__GIVEN PROBLEM__: Copy only what lies from the line containing "Reproduce this screenshot" through the line containing "const RATES = ['5%', '8%', '8%(軽)', '10%'];" in the entries below, keeping both end lines exact and dropping every picture.

__RECORDS TO PROCESS__:

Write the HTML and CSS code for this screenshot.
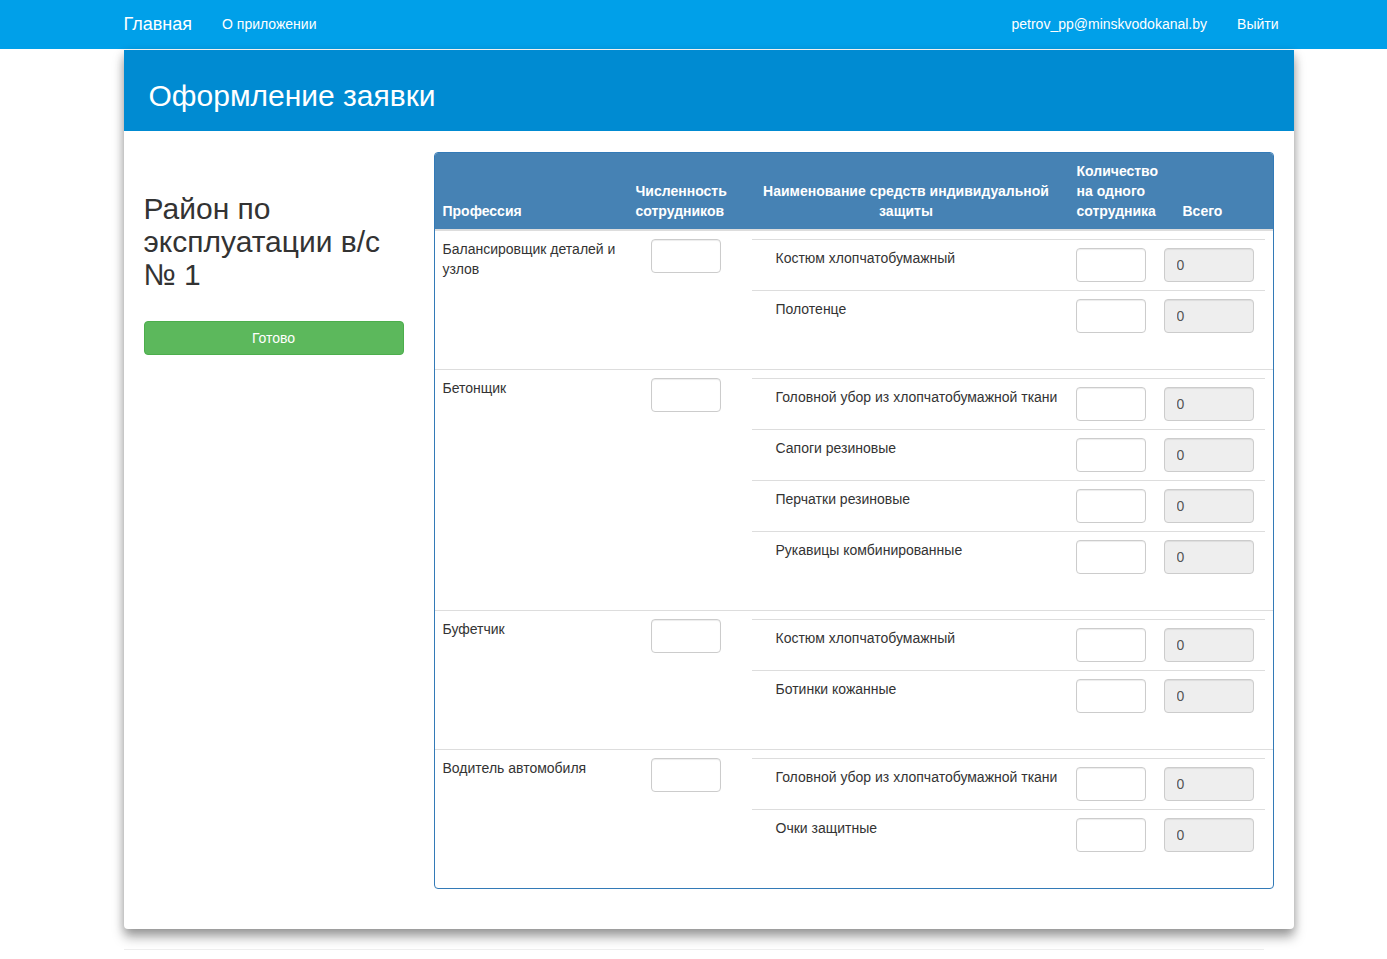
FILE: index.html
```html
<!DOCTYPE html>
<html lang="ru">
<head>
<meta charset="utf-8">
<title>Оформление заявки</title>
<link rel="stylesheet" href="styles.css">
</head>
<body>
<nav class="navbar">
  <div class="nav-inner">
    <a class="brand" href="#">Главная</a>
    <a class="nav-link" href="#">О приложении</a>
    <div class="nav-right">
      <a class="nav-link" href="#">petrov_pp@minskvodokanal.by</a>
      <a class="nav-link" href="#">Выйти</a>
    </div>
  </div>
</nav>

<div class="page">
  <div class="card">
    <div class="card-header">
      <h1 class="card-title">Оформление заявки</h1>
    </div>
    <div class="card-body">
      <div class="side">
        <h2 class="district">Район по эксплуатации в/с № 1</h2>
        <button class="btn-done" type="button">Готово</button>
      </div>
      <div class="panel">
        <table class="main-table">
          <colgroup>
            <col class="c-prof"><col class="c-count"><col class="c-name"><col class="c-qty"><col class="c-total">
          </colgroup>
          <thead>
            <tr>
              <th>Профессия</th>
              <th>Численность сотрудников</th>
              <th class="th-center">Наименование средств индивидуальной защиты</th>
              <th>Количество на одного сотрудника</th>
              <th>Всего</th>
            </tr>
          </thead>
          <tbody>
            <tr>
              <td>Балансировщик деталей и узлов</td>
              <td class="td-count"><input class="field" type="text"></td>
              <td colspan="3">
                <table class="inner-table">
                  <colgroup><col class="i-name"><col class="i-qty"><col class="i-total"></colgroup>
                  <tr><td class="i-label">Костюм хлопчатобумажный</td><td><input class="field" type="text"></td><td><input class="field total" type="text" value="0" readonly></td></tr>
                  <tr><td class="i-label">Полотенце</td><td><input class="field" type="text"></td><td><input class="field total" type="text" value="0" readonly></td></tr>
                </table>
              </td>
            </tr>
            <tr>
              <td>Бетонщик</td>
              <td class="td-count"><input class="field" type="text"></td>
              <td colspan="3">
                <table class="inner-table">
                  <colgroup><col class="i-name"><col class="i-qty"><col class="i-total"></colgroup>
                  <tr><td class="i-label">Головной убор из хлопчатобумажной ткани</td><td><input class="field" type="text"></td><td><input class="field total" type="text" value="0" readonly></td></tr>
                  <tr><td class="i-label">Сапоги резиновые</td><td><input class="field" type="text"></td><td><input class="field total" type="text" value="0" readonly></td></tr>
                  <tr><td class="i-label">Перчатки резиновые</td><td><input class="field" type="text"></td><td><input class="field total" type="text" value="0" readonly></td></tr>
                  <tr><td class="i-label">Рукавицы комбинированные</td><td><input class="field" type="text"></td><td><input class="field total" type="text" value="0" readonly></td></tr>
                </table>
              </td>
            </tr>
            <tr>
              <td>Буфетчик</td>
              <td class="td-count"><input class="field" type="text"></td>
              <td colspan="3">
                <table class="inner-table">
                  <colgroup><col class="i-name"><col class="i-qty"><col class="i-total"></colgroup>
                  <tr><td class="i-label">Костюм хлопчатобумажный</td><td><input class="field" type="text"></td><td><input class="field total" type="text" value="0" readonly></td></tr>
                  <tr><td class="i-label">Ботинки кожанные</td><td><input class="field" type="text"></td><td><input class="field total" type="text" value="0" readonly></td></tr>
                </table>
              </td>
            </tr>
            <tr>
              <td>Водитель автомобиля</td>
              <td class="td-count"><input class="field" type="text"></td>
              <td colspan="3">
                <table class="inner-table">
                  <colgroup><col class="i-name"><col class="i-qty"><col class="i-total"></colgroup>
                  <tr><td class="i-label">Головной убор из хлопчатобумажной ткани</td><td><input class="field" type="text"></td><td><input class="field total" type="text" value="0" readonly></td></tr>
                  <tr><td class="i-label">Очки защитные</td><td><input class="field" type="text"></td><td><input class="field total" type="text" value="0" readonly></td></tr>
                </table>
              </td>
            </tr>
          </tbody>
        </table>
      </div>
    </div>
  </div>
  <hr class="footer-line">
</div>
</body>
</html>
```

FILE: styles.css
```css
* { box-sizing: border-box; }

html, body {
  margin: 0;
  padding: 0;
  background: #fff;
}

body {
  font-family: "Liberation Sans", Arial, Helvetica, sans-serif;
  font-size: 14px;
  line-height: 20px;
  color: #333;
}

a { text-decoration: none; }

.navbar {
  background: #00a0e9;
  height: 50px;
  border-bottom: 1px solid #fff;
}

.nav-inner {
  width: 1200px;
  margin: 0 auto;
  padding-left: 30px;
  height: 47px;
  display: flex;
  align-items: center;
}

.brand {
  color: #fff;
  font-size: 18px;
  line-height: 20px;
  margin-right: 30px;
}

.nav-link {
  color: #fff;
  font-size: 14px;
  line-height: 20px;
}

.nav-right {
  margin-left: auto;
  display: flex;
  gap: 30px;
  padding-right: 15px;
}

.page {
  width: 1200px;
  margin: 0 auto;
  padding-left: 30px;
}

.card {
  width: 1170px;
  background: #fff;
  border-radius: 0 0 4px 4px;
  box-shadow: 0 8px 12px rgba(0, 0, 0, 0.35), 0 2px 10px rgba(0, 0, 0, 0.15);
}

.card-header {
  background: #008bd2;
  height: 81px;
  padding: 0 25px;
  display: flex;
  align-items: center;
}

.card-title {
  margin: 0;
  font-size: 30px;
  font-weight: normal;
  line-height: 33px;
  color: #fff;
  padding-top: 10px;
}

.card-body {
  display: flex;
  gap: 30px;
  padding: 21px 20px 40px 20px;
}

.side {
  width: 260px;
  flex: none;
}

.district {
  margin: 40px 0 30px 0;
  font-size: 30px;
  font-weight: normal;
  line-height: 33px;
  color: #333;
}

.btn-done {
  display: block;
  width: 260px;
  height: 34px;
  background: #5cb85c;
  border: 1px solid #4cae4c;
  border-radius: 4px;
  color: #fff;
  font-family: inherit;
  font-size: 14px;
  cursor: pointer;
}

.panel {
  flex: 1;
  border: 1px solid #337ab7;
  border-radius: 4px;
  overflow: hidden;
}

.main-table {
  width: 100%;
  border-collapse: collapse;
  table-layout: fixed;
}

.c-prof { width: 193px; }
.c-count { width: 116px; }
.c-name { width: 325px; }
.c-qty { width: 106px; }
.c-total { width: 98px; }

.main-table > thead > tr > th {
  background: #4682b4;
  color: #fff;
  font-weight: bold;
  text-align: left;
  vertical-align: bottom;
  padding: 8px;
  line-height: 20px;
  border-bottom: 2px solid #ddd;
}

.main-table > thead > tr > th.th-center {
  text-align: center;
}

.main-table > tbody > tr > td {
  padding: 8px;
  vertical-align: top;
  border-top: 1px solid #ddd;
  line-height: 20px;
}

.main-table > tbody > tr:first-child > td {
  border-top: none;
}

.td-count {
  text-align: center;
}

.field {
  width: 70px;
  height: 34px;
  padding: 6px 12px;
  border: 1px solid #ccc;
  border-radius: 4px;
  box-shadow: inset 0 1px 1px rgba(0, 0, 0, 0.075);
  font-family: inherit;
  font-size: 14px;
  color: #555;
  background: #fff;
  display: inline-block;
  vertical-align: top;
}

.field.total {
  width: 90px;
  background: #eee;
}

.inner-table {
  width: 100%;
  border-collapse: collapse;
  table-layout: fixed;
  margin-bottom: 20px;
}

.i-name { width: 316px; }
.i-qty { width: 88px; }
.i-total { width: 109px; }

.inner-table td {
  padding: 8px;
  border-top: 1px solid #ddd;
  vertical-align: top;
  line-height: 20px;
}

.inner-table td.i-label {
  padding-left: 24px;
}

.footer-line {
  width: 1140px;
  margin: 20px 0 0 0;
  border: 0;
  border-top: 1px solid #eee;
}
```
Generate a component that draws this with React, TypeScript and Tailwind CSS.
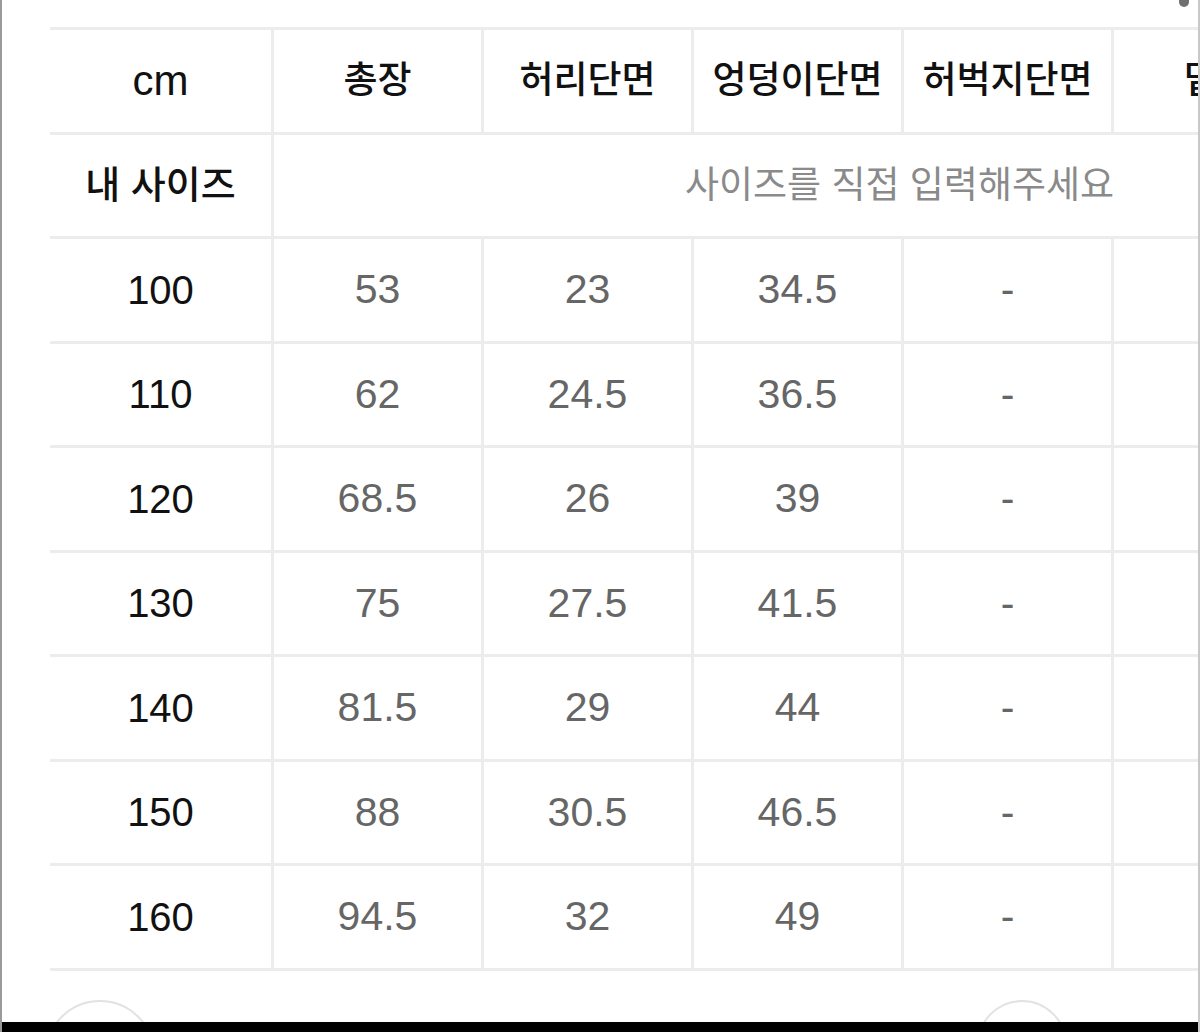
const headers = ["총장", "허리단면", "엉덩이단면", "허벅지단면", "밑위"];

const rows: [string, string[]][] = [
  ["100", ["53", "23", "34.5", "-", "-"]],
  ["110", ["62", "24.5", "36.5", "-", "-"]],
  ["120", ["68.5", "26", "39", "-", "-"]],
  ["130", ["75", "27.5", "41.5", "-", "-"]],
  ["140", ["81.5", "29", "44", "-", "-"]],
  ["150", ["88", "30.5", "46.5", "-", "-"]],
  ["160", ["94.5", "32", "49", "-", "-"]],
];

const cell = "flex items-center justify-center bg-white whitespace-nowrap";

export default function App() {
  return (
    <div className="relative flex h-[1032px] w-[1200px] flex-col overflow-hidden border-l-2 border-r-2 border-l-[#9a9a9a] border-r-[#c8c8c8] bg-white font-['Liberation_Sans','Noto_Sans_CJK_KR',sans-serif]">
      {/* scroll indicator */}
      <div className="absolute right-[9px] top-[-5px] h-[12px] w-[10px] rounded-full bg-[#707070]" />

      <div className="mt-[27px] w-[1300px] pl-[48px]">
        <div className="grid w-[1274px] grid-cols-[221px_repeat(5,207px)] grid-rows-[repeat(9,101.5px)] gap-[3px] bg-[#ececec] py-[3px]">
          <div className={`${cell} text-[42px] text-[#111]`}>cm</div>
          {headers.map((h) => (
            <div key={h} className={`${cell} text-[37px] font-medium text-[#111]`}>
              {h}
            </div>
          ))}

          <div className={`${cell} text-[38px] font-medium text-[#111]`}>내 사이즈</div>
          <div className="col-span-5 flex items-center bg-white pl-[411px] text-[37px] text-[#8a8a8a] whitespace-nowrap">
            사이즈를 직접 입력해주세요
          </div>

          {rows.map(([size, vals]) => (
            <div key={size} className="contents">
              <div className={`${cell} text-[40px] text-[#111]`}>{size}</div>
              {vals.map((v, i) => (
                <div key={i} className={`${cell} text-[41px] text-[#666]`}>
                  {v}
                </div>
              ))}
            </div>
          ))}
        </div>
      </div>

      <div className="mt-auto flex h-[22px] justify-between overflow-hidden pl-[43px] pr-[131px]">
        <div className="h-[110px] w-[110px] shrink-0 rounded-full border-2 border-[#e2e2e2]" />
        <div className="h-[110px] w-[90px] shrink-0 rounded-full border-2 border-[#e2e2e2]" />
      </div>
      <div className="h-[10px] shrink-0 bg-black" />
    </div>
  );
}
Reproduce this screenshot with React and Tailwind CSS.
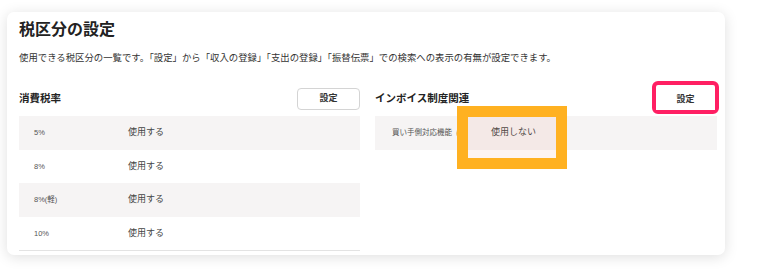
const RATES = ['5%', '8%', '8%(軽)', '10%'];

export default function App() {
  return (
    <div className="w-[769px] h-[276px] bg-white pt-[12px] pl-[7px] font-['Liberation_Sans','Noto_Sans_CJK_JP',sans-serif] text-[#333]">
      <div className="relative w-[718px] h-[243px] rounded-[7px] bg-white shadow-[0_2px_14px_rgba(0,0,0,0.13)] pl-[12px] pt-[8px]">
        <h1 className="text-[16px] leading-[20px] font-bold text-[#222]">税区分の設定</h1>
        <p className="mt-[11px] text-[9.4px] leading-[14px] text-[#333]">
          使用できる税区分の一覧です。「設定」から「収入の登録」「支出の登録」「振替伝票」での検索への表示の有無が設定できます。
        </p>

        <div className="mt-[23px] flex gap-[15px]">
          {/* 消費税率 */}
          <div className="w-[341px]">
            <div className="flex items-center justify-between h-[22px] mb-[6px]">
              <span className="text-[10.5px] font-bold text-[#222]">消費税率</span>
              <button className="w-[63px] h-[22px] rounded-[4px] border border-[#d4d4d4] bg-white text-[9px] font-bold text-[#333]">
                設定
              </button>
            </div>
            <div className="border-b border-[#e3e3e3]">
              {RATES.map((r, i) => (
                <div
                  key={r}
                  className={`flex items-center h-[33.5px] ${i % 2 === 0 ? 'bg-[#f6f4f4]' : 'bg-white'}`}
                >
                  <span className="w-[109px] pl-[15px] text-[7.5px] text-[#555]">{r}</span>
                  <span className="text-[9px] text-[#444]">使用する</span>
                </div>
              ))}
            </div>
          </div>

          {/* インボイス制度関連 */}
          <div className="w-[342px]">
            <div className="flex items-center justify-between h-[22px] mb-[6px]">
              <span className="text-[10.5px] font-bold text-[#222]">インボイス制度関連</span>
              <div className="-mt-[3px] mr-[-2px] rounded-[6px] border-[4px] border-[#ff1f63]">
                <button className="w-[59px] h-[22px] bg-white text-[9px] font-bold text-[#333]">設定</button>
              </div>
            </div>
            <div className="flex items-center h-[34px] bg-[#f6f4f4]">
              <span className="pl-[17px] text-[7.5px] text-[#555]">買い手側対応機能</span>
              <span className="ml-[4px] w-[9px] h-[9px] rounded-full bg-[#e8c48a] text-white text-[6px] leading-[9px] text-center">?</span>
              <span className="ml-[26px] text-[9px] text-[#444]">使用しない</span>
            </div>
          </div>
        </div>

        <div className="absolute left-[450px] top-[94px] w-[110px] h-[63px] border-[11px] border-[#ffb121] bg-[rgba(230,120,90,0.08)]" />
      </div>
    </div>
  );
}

__EXERCISE OUTPUT__:
Reproduce this screenshot with React and Tailwind CSS.
const RATES = ['5%', '8%', '8%(軽)', '10%'];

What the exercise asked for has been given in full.